The problem seems to be related to DSE having some limit(s) where it cuts of searches.
In this case the debug variance goes away if we increase

static cl::opt<unsigned> MemorySSAUpwardsStepLimit(
    "dse-memoryssa-walklimit", cl::init(90), cl::Hidden,
    cl::desc("The maximum number of steps while walking upwards to find "
             "MemoryDefs that may be killed (default = 90)"));

So, what I think happens is that GVN does a rewrite of the code and something happens with internal data structures (memoryssa?). Then when we get to DSE, we get a different iteration order, and we get

  trying to get dominating access
   visiting 18 = MemoryDef(17) (  store i64 %inc.i.i, ptr @i, align 1)
   ...  hit walker step limit

but when we don't have the dbg.declare we instead examine 18 earlier and get:

  trying to get dominating access
   visiting 18 = MemoryDef(17) (  store i64 %inc.i.i, ptr @i, align 1)
  Checking for reads of 18 = MemoryDef(17) (  store i64 %inc.i.i, ptr @i, align 1)
   20 = MemoryPhi({if.then7.i.i,18},{if.then.i.i,17},{crit_edge,15})
    ... adding PHI uses
   19 = MemoryDef(20) (  store i64 %conv2, ptr @i, align 1)
    ... skipping killing def/dom access
 Checking if we can kill 18 = MemoryDef(17) (  store i64 %inc.i.i, ptr @i, align 1)
DSE: Remove Dead Store:
  DEAD:   store i64 %inc.i.i, ptr @i, align 1
  KILLER:   store i64 %conv2, ptr @i, align 1

So in a quite complicated and sort of unlucky way, the dbg.declare indirectly affects what code we get.

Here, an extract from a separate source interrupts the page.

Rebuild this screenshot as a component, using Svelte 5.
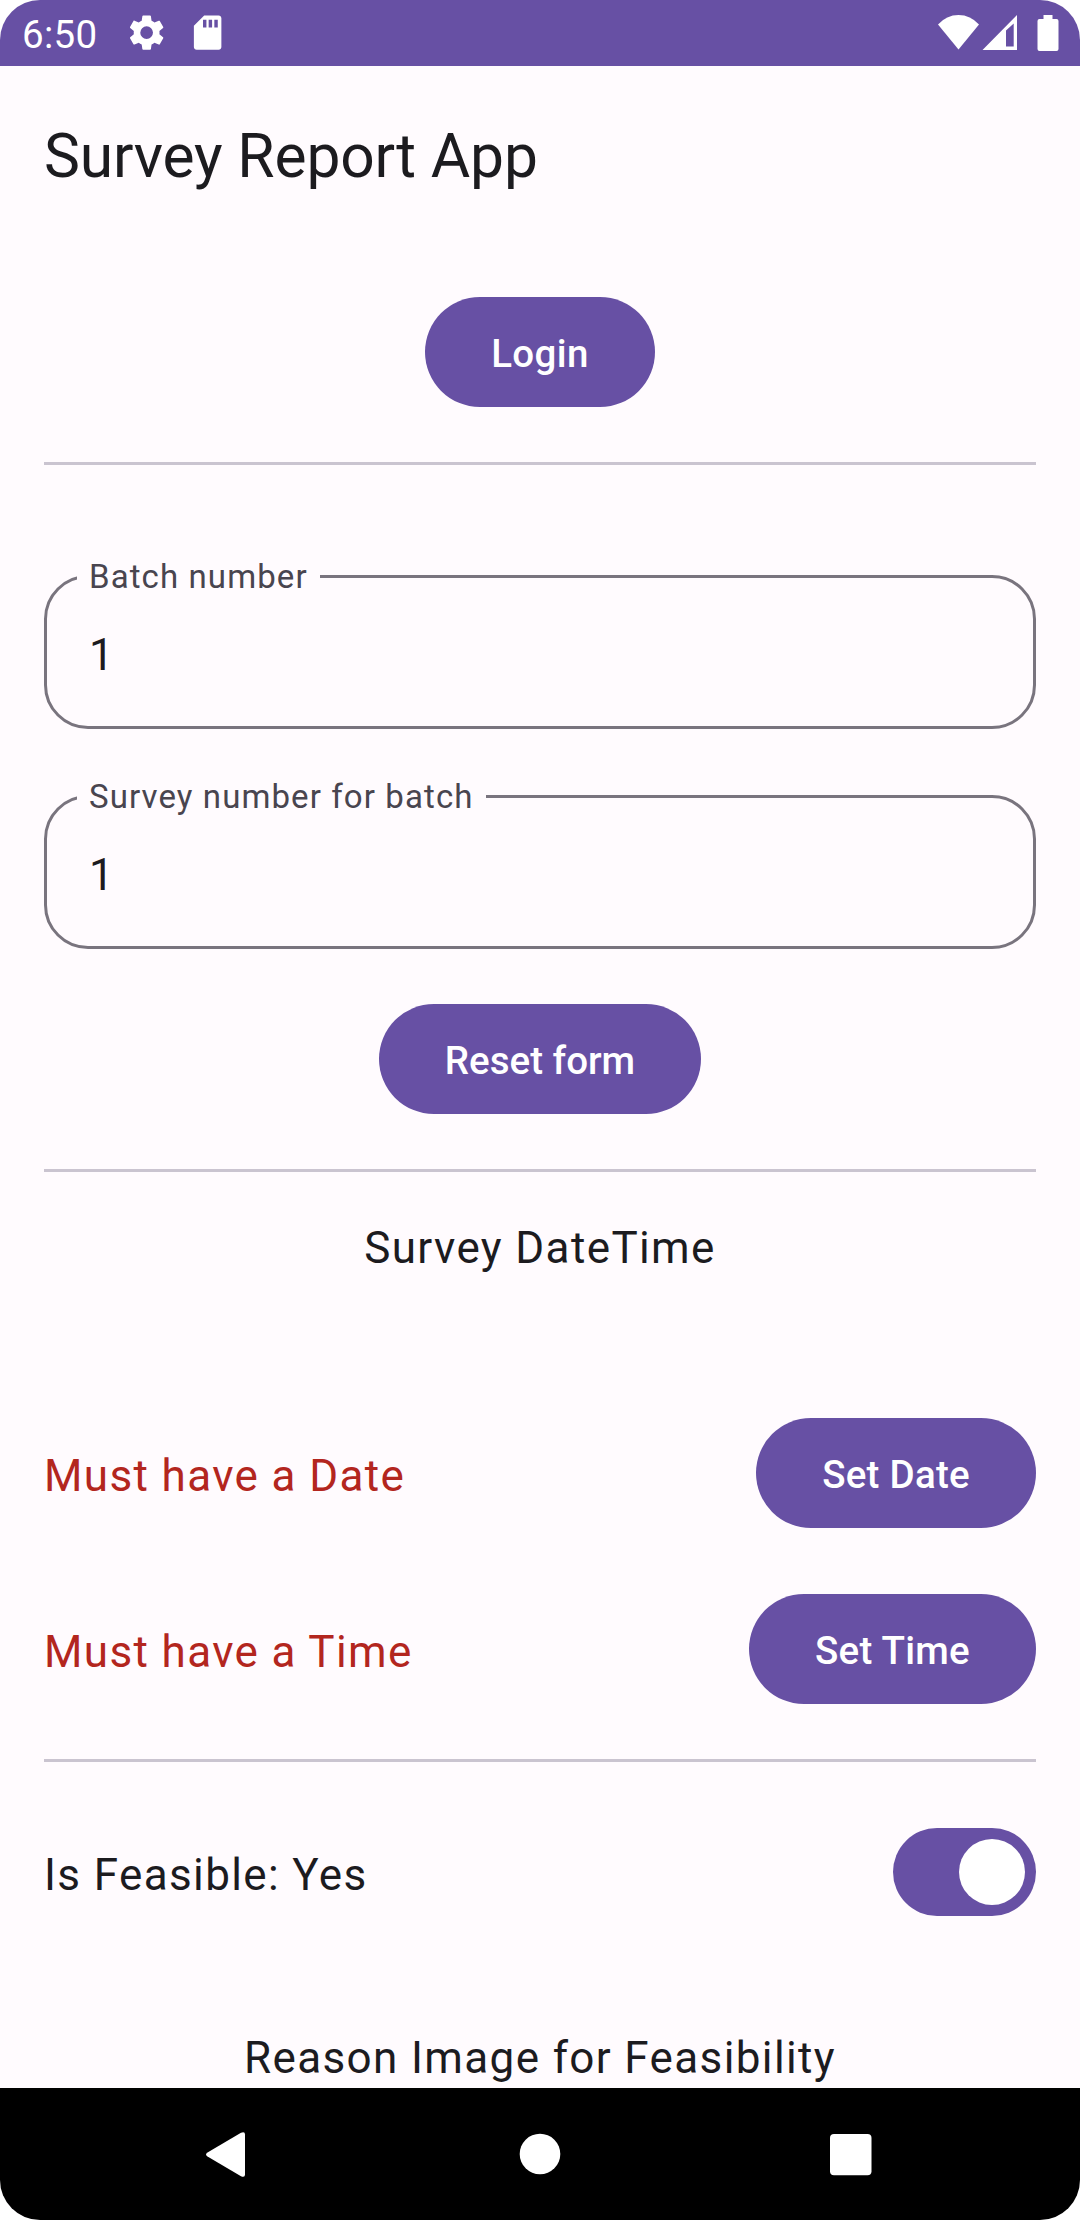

fhahn · 2022-10-11T14:44:41Z

@mikaelholmen is it possible you attached the wrong file? It's named bbi-74541.ll not bbi-74540_2.ll like in the command you shared. The one you attached optimizes to unreachable.

mikaelholmen · 2022-10-12T04:43:01Z

@fhahn: Yes, I messed up, thanks!
Now attaching the right file I hope
bbi-74540_2.ll.gz

Also updated the original post to contain the right file.

fhahn · 2022-10-12T10:00:27Z

This is an interesting one. I think the issue is that ADCE invalidates MSSA due to making a change. This means with the dbg intrinsic, DSE will use a freshly computed version of MSSA while otherwise it re-uses the one computed earlier, which may have some optimizations applied.

Not sure yet what the best fix would be here.

fhahn · 2022-10-12T10:07:38Z

Slightly reduced reproducer: https://llvm.godbolt.org/z/b6f1a34EM

llvmbot · 2022-11-22T12:10:52Z

@llvm/issue-subscribers-debuginfo

mikaelholmen · 2023-02-14T13:26:06Z

This is an interesting one. I think the issue is that ADCE invalidates MSSA due to making a change. This means with the dbg intrinsic, DSE will use a freshly computed version of MSSA while otherwise it re-uses the one computed earlier, which may have some optimizations applied.

Would it be ok to not invalidate existing analyses in case ADCE only has removed dbg intrinsics? That would at least be an easy fix. But maybe we really need to invalidate even in that case?

dwblaikie · 2023-02-14T23:32:08Z

(shooting from the hip/driveby commentary)

The problem seems to be related to DSE having some limit(s) where it cuts of searches.

That limit should be applied ignoring debug info intrinsics (eg: should be N non-dbg instructions - there are iterators that expose only these non-dbg instructions)

Would it be ok to not invalidate existing analyses in case ADCE only has removed dbg intrinsics?

Probably ADCE should'nt touch the dbg intrinsics if it isn't touching any code?

mikaelholmen · 2023-02-15T06:24:11Z

Probably ADCE should'nt touch the dbg intrinsics if it isn't touching any code?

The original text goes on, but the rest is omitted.